The consistency goes like this:
Monday 4 miles
Tuesday off
Wednesday 5 miles
Thursday 5 miles
Friday 5 miles
Saturday 6 miles
Sunday 10-12 miles
Also each day features going to work. Other highlights include last night's fresh baked bread, work on producing a new opening slide show for the 2010 Sister Spit Tour, dog care for my beloved Gus because it looks like he will be undergoing surgery for a hurt knee, a birthday brunch for my friend Tara, a stop at acupuncture, a dance party, writing the novel, laundry, and the doing of taxes.
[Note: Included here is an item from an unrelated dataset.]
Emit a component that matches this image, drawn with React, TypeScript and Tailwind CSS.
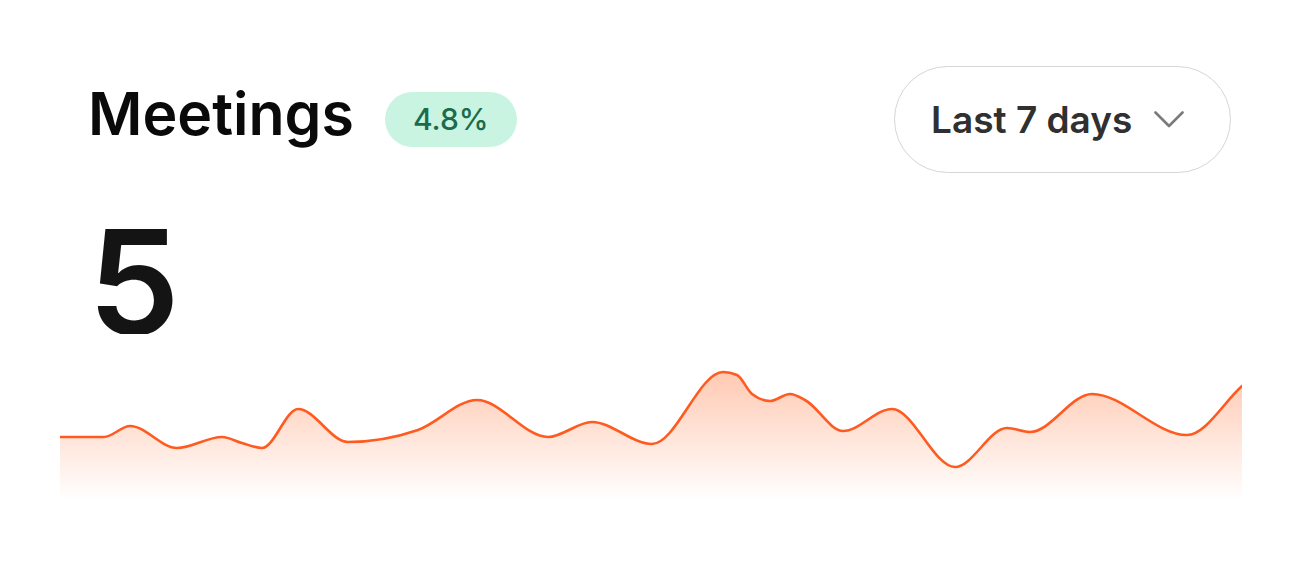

The gratitude goes like this:
I am gainfully employed at a great job that fosters health, community, and rock star health insurance. Last night Ginger arrived home to a house reeking of freshly baked bread and we ate a whole loaf right out of the oven. Mostly I ate it, truth be told. It's one of my favorite smells in the whole world, right up there with freshly cut grass, gasoline, rain, and campfire. I am also continually psyched to have Ginger to eat the bread with, some of the best company a girl could ever desire. The slide show means I get to go on tour with Sister Spit in some small visual way, which I am so honored by. And little Gus can have his surgery and be ok. I will cancel my 40th birthday trip to London and Paris and I'm actually not even bummed out about it that much. Gus has spent years taking care of me when I've had a hard time, and now I can show him a little appreciation. There's certainly nothing wrong with spending my big four-oh in San Francisco, one of my favorite cities of all time. And now I have the opportunity to plan a big ass party instead. And I have clean clothes.
In the midst of all the busyness, people have been slipping me the nicest messages and talks. Really I am so stunned at the amount of encouragement and cheerleading people have done. Some total strangers even. I ran past these EMT guys on Market Street the other day in the 9th mile and I was really hurting. They were walking almost as fast as I was "running". And they just started yelling their faces off like Come on girl!! Keep it up. You're doing great! Only eighteen more miles! Which was hilarious because I realized his number was a joke to him, but it was actually kind of close. But it helped. These dudes just fell into my lap when the burn was at its peak, and I made it a few blocks further, and then a few more.
I also want to send out a hearty congratulations to all the people who made it through the Oakland Marathon last weekend, and all those who didn't but tried anyhow. Right over there across the Bay, you all got up, got out there, and put one foot in front of the other. You weathered uncertainty, pain, time management problems, loss, injuries, cancer, and fear. You kept going. You were an enormous gang of beauty over there, and because you kept on, so will I. Congratulations to all the finishers, but more importantly, to each person even making the attempt. As my friend Ann told me while she watched the 7th hour of people not giving up, the magic is in the people who aren't too sure, who hope and stretch and reach for things they are told they aren't supposed to have. every time you leave your house, you are that person.
It's really true. I am that person. I'm never too sure, never quite comfortable, and forever lugging a heavy treacherous doubt around town with me. Today I am grateful for the doubt. To have it and to try anyhow. To be the awkward woman in the sausage outfit with incredible support from people, a stalwart pool of love to draw from, and thick thighs to carry me as far as they can. This is an opportunity for me to do a thing I can't imagine still, and even when I don't want to and I don't think I can, that too is a gift. Thank you Ann.